§ **Exercise goal**
Among the lines below, list those containing the string "this".

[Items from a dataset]
··········
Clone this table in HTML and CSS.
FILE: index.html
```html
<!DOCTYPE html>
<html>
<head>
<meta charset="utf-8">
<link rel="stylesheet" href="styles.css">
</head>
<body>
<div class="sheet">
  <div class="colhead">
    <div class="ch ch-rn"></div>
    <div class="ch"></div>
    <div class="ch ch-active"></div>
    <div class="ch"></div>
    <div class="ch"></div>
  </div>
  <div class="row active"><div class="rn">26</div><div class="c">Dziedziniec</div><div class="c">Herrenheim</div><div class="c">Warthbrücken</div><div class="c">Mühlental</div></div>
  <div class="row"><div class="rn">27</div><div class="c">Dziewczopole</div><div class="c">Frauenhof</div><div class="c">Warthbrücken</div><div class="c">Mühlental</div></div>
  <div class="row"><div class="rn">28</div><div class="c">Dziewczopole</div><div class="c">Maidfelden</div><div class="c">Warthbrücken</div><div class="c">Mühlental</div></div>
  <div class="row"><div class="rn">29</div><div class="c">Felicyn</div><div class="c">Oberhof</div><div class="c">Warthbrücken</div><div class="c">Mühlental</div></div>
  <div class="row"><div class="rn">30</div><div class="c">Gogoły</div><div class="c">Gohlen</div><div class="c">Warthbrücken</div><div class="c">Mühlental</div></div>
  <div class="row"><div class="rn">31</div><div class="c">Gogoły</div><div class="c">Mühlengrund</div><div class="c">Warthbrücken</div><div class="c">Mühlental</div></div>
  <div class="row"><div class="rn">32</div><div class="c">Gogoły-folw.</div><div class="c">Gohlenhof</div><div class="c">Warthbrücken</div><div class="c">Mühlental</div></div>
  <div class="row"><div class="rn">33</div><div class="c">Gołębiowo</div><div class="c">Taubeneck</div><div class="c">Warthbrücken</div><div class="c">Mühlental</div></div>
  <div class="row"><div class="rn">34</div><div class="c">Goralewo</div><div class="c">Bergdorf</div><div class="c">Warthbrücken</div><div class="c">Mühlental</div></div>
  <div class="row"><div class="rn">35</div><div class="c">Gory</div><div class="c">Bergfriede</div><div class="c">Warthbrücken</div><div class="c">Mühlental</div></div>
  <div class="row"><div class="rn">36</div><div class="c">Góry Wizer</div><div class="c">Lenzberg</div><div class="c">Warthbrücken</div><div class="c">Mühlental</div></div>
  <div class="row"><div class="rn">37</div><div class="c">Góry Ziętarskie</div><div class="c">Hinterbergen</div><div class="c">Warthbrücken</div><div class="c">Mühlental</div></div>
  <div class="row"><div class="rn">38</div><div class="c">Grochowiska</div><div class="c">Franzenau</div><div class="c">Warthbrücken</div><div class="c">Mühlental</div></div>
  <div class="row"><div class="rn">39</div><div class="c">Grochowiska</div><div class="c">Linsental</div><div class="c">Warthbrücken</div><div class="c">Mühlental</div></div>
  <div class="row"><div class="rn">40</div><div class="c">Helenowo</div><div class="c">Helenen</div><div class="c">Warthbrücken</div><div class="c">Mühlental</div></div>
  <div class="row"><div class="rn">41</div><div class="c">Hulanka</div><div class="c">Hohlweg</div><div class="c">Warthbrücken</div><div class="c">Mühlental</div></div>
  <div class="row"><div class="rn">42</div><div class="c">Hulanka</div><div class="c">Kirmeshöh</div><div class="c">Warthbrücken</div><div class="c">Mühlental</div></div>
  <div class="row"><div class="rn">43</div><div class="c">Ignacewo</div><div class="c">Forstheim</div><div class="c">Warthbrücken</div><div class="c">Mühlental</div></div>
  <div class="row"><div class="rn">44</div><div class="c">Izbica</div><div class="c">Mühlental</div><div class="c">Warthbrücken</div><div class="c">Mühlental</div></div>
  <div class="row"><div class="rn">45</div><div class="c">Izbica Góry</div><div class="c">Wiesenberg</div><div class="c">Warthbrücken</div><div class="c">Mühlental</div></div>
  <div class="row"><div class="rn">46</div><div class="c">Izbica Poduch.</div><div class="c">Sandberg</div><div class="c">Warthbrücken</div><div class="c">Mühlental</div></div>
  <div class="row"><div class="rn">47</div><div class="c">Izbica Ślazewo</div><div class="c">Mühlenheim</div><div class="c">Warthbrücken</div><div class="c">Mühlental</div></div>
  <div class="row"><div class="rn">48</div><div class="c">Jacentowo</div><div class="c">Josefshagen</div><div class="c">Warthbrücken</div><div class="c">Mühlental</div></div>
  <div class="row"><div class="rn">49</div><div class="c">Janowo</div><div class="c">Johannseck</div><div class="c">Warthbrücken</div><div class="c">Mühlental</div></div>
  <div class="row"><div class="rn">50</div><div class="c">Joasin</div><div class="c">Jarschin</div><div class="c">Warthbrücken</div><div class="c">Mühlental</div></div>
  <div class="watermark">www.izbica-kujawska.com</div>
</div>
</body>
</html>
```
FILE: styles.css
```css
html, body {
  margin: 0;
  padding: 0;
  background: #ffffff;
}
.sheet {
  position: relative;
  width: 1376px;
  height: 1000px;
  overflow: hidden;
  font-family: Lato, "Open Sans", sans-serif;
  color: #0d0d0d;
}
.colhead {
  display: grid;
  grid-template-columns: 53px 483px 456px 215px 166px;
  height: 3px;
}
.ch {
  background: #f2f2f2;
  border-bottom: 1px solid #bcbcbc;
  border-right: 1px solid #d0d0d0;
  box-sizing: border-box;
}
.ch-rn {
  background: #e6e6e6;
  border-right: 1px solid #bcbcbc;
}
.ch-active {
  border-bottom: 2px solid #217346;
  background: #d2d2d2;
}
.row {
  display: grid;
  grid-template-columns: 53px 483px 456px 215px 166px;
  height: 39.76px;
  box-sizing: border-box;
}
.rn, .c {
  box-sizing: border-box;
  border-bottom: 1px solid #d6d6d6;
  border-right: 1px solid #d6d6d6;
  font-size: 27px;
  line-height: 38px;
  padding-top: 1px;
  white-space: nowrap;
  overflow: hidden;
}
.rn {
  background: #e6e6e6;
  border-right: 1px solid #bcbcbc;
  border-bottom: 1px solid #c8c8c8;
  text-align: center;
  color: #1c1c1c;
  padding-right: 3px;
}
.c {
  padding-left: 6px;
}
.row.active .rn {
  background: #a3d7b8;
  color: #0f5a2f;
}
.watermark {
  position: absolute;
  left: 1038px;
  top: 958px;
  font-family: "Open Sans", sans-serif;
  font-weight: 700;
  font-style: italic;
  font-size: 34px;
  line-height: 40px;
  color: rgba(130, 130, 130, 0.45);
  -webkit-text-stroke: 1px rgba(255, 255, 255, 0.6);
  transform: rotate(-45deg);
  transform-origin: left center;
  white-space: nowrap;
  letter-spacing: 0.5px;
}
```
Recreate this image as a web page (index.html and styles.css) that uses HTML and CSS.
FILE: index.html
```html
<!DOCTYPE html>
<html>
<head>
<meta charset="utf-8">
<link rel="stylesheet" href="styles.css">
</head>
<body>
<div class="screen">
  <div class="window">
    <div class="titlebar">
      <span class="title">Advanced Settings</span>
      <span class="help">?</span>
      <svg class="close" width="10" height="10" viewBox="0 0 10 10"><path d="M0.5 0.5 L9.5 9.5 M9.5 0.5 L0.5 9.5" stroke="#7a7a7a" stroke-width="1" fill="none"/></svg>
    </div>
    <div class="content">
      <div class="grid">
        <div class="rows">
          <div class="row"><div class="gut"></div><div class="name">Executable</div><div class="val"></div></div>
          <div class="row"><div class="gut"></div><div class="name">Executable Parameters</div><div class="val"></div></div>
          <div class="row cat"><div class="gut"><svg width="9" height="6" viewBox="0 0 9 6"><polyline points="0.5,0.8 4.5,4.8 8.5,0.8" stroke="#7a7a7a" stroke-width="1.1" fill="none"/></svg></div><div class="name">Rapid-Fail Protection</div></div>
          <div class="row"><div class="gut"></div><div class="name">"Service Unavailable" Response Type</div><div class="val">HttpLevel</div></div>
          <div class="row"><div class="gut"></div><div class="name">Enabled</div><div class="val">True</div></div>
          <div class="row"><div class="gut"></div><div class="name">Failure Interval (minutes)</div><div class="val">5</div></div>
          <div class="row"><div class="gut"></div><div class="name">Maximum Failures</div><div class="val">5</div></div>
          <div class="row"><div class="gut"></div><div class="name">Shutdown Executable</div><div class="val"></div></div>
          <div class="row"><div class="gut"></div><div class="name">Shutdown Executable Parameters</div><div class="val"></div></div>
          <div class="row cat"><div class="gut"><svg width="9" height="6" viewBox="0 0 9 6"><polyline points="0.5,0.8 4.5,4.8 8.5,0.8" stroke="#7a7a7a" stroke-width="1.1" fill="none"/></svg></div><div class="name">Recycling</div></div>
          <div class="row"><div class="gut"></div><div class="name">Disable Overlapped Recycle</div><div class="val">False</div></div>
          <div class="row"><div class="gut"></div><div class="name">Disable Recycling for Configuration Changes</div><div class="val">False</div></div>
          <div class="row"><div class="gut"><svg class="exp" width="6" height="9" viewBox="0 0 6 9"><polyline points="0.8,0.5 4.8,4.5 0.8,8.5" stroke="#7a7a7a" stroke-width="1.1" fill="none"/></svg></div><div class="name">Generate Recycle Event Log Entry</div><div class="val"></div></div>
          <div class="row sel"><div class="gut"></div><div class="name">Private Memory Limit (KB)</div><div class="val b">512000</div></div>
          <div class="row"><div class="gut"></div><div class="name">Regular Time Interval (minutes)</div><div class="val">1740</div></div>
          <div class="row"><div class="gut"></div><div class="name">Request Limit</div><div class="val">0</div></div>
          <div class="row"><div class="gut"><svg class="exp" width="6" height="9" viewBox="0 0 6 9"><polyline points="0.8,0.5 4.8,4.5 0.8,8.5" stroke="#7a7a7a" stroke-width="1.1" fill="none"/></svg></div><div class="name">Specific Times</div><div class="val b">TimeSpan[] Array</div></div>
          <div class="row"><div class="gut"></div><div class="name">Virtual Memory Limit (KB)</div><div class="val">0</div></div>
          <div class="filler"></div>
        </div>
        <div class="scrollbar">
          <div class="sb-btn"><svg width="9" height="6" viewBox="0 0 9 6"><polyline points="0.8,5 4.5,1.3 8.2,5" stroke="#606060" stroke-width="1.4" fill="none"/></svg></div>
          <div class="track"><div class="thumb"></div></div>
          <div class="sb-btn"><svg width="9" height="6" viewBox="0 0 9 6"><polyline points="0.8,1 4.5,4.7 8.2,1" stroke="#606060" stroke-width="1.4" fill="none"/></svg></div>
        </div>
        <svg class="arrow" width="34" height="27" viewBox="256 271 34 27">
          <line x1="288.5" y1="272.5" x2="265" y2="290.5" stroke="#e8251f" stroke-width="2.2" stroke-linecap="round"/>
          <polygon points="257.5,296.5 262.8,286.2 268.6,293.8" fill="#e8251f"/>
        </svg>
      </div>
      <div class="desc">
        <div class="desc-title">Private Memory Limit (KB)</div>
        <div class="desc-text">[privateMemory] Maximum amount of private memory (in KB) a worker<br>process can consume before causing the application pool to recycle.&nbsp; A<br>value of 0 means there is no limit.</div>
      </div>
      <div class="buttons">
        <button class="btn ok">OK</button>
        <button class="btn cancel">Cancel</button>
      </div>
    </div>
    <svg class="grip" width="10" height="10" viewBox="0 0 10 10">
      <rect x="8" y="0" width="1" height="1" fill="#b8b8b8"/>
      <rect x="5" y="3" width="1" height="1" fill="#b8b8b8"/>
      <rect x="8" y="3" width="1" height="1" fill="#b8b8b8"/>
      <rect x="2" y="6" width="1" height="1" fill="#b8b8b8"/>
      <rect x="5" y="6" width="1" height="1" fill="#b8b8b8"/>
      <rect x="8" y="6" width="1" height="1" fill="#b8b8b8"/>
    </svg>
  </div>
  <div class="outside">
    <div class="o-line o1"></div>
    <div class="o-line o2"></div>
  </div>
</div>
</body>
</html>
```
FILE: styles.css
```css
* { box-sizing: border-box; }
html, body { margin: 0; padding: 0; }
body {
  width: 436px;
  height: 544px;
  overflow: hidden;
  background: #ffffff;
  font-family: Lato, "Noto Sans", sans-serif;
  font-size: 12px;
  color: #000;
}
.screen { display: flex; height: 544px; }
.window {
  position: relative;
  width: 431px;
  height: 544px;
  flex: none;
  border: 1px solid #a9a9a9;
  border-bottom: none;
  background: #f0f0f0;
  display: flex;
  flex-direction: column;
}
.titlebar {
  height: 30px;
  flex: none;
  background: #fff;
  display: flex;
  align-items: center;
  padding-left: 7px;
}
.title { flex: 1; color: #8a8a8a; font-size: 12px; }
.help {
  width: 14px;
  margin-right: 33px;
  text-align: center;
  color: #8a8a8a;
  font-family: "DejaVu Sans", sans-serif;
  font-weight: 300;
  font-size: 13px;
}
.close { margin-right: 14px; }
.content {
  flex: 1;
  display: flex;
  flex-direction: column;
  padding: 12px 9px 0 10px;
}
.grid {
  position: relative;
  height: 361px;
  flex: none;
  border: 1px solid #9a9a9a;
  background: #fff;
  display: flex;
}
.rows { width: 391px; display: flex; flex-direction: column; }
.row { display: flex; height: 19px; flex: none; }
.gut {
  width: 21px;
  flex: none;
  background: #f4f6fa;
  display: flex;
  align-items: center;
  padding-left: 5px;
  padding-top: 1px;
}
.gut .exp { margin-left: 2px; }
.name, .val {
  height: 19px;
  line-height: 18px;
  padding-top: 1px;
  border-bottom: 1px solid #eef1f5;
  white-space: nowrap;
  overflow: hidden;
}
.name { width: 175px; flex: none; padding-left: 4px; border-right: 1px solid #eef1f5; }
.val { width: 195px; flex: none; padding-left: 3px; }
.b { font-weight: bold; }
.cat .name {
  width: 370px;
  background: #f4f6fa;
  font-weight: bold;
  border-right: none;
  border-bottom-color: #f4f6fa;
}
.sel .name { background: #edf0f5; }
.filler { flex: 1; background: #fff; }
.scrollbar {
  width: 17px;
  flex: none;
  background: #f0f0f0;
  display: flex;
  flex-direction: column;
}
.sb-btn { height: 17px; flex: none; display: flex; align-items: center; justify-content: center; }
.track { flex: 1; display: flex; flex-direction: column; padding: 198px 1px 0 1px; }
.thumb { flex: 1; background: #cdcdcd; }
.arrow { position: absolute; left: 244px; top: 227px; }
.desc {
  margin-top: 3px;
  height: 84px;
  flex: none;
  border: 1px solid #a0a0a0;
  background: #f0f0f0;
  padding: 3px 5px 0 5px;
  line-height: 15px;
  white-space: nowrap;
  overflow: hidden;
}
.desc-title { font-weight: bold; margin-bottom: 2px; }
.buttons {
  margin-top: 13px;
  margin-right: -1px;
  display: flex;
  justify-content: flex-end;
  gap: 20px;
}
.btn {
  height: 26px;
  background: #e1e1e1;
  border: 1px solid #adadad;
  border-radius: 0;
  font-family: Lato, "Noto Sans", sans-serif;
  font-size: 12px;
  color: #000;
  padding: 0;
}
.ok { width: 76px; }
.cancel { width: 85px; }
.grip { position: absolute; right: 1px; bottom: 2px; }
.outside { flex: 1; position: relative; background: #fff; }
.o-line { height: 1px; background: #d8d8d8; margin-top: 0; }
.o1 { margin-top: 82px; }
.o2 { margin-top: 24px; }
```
··········
§ **Answer to the exercise**
Clone this table in HTML and CSS.
Recreate this image as a web page (index.html and styles.css) that uses HTML and CSS.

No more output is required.